Un tecnico del suono si accorge di sentire le voci dall’aldilà. L’uomo sta terminando il montaggio di un documentario quando, ascoltando il suono, avverte il proprio nome in sottofondo. Dopo una ricerca sulla provenienza di questi “strani” richiami scoprirà una parte oscura del suo passato. Con l’aiuto di uno scienziato giapponese, Alex ricorderà gli anni precedenti tra la permanenza in un orfanotrofio e la sparizione di un amico. Il puzzle prenderà una nuova forma quando Amanda, una compagna d’infanzia, tornerà misteriosamente nella sua vita.
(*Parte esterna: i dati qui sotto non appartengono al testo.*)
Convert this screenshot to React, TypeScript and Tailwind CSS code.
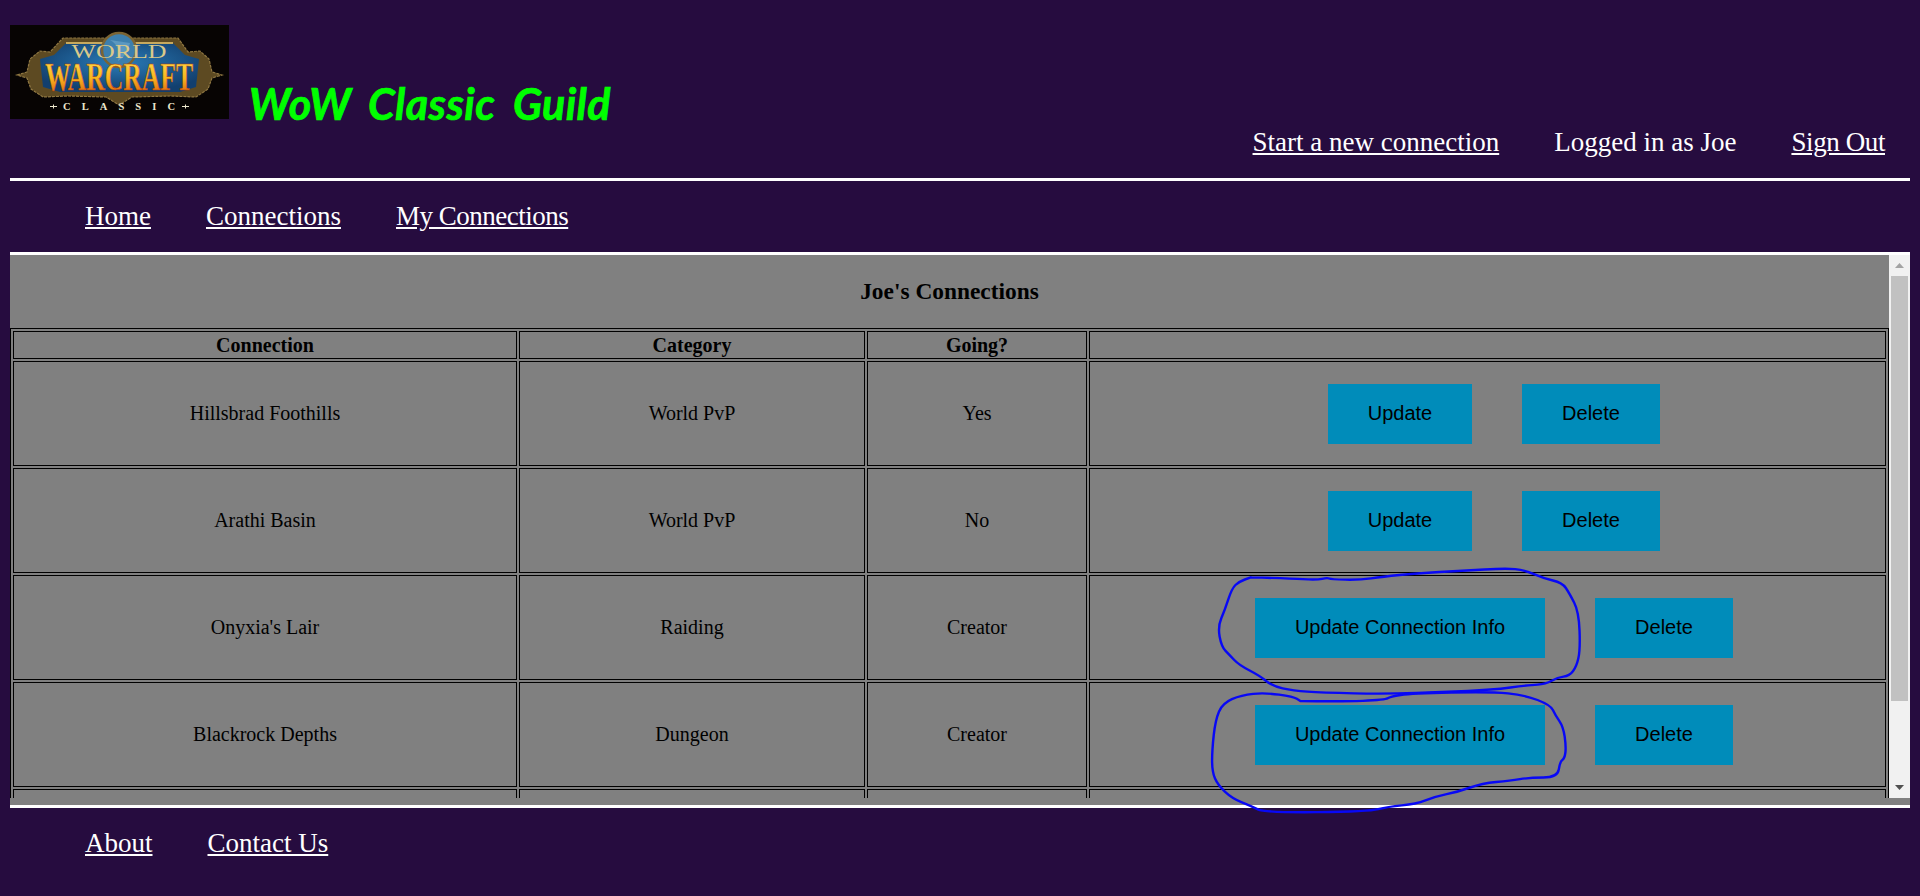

They talk è il nuovo lavoro di Giorgio Bruno, regista sapiente che ispira il suo lavoro agli horror classici degli anni 80. Il film conta su un’ottima costruzione di quelle atmosfere, proprie del genere, in grado di turbare lo spettatore. Dotata di una buona suspense, la storia riesce a mantenere un ritmo proprio delle ambientazioni oscure sviluppando un giallo soprannaturale ricco di dettagli e sorprese.
La notevole cura dei dettagli e una fotografia piena di contrasti garantiscono l’aderenza al cinema di vecchio stile mentre gli sviluppi della trama sono una citazione voluta ai canoni propri del genere terrifico. L’idea di utilizzare il suono come veicolo di paure ricorda classici del cinema di De Palma come Blow up ma attualizzati attraverso effetti marcati in grado di amplificarne la riuscita.
Un horror girato in inglese che prova a prendersi il suo spazio sul mercato internazionale seguendo le orme di vecchi maestri come Fulci . A prescindere dal risultato They Talk è un tentativo lodevole di ripresentare nel Belpaese un genere che sonnecchia da troppi anni. Il cinema di nicchia (horror) è da sempre territorio arduo e raggiungere la perfezione quasi impossibile. Salutiamo il film come un’iniziativa di grande creatività basata soprattutto sulla nostalgia.